[Lines of data]
╭──

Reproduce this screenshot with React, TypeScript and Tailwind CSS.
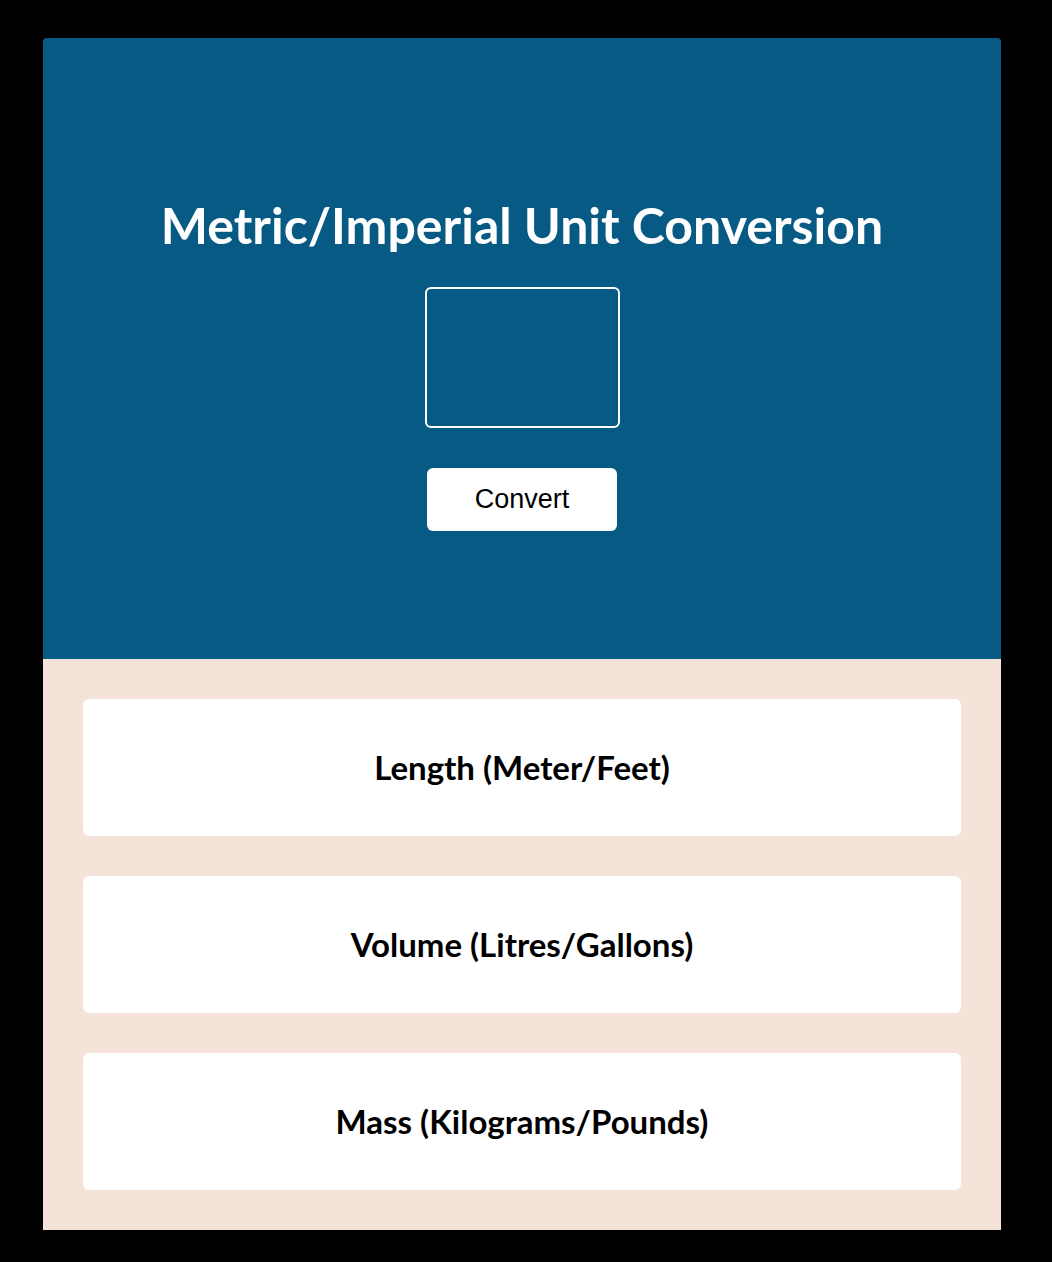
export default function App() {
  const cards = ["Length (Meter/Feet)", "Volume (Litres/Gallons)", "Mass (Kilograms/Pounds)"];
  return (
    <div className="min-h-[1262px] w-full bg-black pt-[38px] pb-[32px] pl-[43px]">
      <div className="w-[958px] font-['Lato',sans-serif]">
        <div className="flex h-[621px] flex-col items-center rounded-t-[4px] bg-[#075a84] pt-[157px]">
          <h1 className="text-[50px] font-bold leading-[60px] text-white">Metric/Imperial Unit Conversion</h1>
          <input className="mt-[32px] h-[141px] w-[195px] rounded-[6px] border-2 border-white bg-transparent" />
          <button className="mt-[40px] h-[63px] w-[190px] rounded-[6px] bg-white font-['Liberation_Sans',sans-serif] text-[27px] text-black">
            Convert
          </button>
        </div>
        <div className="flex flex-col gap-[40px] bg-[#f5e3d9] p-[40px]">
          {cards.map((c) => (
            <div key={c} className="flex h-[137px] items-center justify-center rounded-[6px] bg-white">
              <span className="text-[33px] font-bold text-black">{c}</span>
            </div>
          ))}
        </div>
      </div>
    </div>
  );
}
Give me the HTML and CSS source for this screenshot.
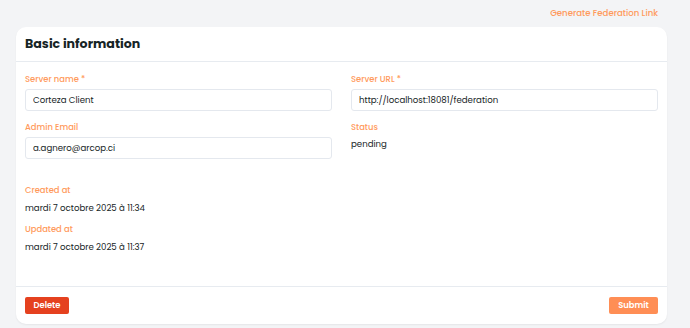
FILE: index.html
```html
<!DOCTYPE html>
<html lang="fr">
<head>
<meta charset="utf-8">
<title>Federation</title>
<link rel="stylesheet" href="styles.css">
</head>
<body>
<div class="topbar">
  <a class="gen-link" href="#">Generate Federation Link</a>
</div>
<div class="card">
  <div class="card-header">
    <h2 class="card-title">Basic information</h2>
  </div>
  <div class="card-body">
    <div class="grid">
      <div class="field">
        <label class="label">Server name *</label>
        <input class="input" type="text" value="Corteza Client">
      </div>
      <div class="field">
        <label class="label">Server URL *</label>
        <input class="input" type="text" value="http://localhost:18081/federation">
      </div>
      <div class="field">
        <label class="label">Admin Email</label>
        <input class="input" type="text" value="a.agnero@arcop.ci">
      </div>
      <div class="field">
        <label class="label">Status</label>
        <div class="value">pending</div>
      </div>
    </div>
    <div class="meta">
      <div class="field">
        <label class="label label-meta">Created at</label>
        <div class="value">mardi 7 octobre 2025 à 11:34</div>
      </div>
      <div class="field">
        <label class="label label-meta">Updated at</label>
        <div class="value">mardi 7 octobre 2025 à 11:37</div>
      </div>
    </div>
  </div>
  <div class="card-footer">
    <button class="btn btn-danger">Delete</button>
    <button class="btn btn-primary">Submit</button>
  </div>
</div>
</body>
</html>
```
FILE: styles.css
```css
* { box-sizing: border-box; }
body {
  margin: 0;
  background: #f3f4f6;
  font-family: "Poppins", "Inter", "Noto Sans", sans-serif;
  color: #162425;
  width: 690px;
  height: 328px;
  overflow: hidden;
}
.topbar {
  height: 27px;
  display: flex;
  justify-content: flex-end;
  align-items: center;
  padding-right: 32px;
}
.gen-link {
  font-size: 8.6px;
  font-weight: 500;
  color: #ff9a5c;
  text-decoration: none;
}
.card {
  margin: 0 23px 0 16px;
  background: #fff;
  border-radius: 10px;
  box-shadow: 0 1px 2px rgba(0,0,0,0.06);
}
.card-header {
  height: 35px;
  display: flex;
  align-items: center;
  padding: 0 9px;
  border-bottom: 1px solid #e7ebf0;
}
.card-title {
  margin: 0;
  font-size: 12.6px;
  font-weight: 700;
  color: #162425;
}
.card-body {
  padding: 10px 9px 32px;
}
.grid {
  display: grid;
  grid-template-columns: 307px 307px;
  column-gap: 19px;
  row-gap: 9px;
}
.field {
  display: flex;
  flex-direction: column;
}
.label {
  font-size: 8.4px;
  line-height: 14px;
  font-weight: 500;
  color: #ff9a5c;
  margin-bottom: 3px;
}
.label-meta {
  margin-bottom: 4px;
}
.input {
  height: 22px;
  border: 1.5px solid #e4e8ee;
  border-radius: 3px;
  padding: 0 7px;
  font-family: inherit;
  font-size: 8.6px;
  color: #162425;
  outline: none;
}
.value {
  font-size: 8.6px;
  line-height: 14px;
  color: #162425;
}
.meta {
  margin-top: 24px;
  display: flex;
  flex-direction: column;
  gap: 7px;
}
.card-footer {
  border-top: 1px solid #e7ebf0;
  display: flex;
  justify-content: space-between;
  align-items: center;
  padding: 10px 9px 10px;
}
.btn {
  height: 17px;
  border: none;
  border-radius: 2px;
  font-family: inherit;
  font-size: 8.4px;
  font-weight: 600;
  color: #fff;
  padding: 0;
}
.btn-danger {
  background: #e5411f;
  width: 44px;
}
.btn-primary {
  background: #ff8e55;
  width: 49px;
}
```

╰──

Task statement. Using the data above, write out every line exactly, leaving the images behind.

Full answer.
Reproduce this screenshot with React, TypeScript and Tailwind CSS.
export default function App() {
  const cards = ["Length (Meter/Feet)", "Volume (Litres/Gallons)", "Mass (Kilograms/Pounds)"];
  return (
    <div className="min-h-[1262px] w-full bg-black pt-[38px] pb-[32px] pl-[43px]">
      <div className="w-[958px] font-['Lato',sans-serif]">
        <div className="flex h-[621px] flex-col items-center rounded-t-[4px] bg-[#075a84] pt-[157px]">
          <h1 className="text-[50px] font-bold leading-[60px] text-white">Metric/Imperial Unit Conversion</h1>
          <input className="mt-[32px] h-[141px] w-[195px] rounded-[6px] border-2 border-white bg-transparent" />
          <button className="mt-[40px] h-[63px] w-[190px] rounded-[6px] bg-white font-['Liberation_Sans',sans-serif] text-[27px] text-black">
            Convert
          </button>
        </div>
        <div className="flex flex-col gap-[40px] bg-[#f5e3d9] p-[40px]">
          {cards.map((c) => (
            <div key={c} className="flex h-[137px] items-center justify-center rounded-[6px] bg-white">
              <span className="text-[33px] font-bold text-black">{c}</span>
            </div>
          ))}
        </div>
      </div>
    </div>
  );
}
Give me the HTML and CSS source for this screenshot.
FILE: index.html
```html
<!DOCTYPE html>
<html lang="fr">
<head>
<meta charset="utf-8">
<title>Federation</title>
<link rel="stylesheet" href="styles.css">
</head>
<body>
<div class="topbar">
  <a class="gen-link" href="#">Generate Federation Link</a>
</div>
<div class="card">
  <div class="card-header">
    <h2 class="card-title">Basic information</h2>
  </div>
  <div class="card-body">
    <div class="grid">
      <div class="field">
        <label class="label">Server name *</label>
        <input class="input" type="text" value="Corteza Client">
      </div>
      <div class="field">
        <label class="label">Server URL *</label>
        <input class="input" type="text" value="http://localhost:18081/federation">
      </div>
      <div class="field">
        <label class="label">Admin Email</label>
        <input class="input" type="text" value="a.agnero@arcop.ci">
      </div>
      <div class="field">
        <label class="label">Status</label>
        <div class="value">pending</div>
      </div>
    </div>
    <div class="meta">
      <div class="field">
        <label class="label label-meta">Created at</label>
        <div class="value">mardi 7 octobre 2025 à 11:34</div>
      </div>
      <div class="field">
        <label class="label label-meta">Updated at</label>
        <div class="value">mardi 7 octobre 2025 à 11:37</div>
      </div>
    </div>
  </div>
  <div class="card-footer">
    <button class="btn btn-danger">Delete</button>
    <button class="btn btn-primary">Submit</button>
  </div>
</div>
</body>
</html>
```
FILE: styles.css
```css
* { box-sizing: border-box; }
body {
  margin: 0;
  background: #f3f4f6;
  font-family: "Poppins", "Inter", "Noto Sans", sans-serif;
  color: #162425;
  width: 690px;
  height: 328px;
  overflow: hidden;
}
.topbar {
  height: 27px;
  display: flex;
  justify-content: flex-end;
  align-items: center;
  padding-right: 32px;
}
.gen-link {
  font-size: 8.6px;
  font-weight: 500;
  color: #ff9a5c;
  text-decoration: none;
}
.card {
  margin: 0 23px 0 16px;
  background: #fff;
  border-radius: 10px;
  box-shadow: 0 1px 2px rgba(0,0,0,0.06);
}
.card-header {
  height: 35px;
  display: flex;
  align-items: center;
  padding: 0 9px;
  border-bottom: 1px solid #e7ebf0;
}
.card-title {
  margin: 0;
  font-size: 12.6px;
  font-weight: 700;
  color: #162425;
}
.card-body {
  padding: 10px 9px 32px;
}
.grid {
  display: grid;
  grid-template-columns: 307px 307px;
  column-gap: 19px;
  row-gap: 9px;
}
.field {
  display: flex;
  flex-direction: column;
}
.label {
  font-size: 8.4px;
  line-height: 14px;
  font-weight: 500;
  color: #ff9a5c;
  margin-bottom: 3px;
}
.label-meta {
  margin-bottom: 4px;
}
.input {
  height: 22px;
  border: 1.5px solid #e4e8ee;
  border-radius: 3px;
  padding: 0 7px;
  font-family: inherit;
  font-size: 8.6px;
  color: #162425;
  outline: none;
}
.value {
  font-size: 8.6px;
  line-height: 14px;
  color: #162425;
}
.meta {
  margin-top: 24px;
  display: flex;
  flex-direction: column;
  gap: 7px;
}
.card-footer {
  border-top: 1px solid #e7ebf0;
  display: flex;
  justify-content: space-between;
  align-items: center;
  padding: 10px 9px 10px;
}
.btn {
  height: 17px;
  border: none;
  border-radius: 2px;
  font-family: inherit;
  font-size: 8.4px;
  font-weight: 600;
  color: #fff;
  padding: 0;
}
.btn-danger {
  background: #e5411f;
  width: 44px;
}
.btn-primary {
  background: #ff8e55;
  width: 49px;
}
```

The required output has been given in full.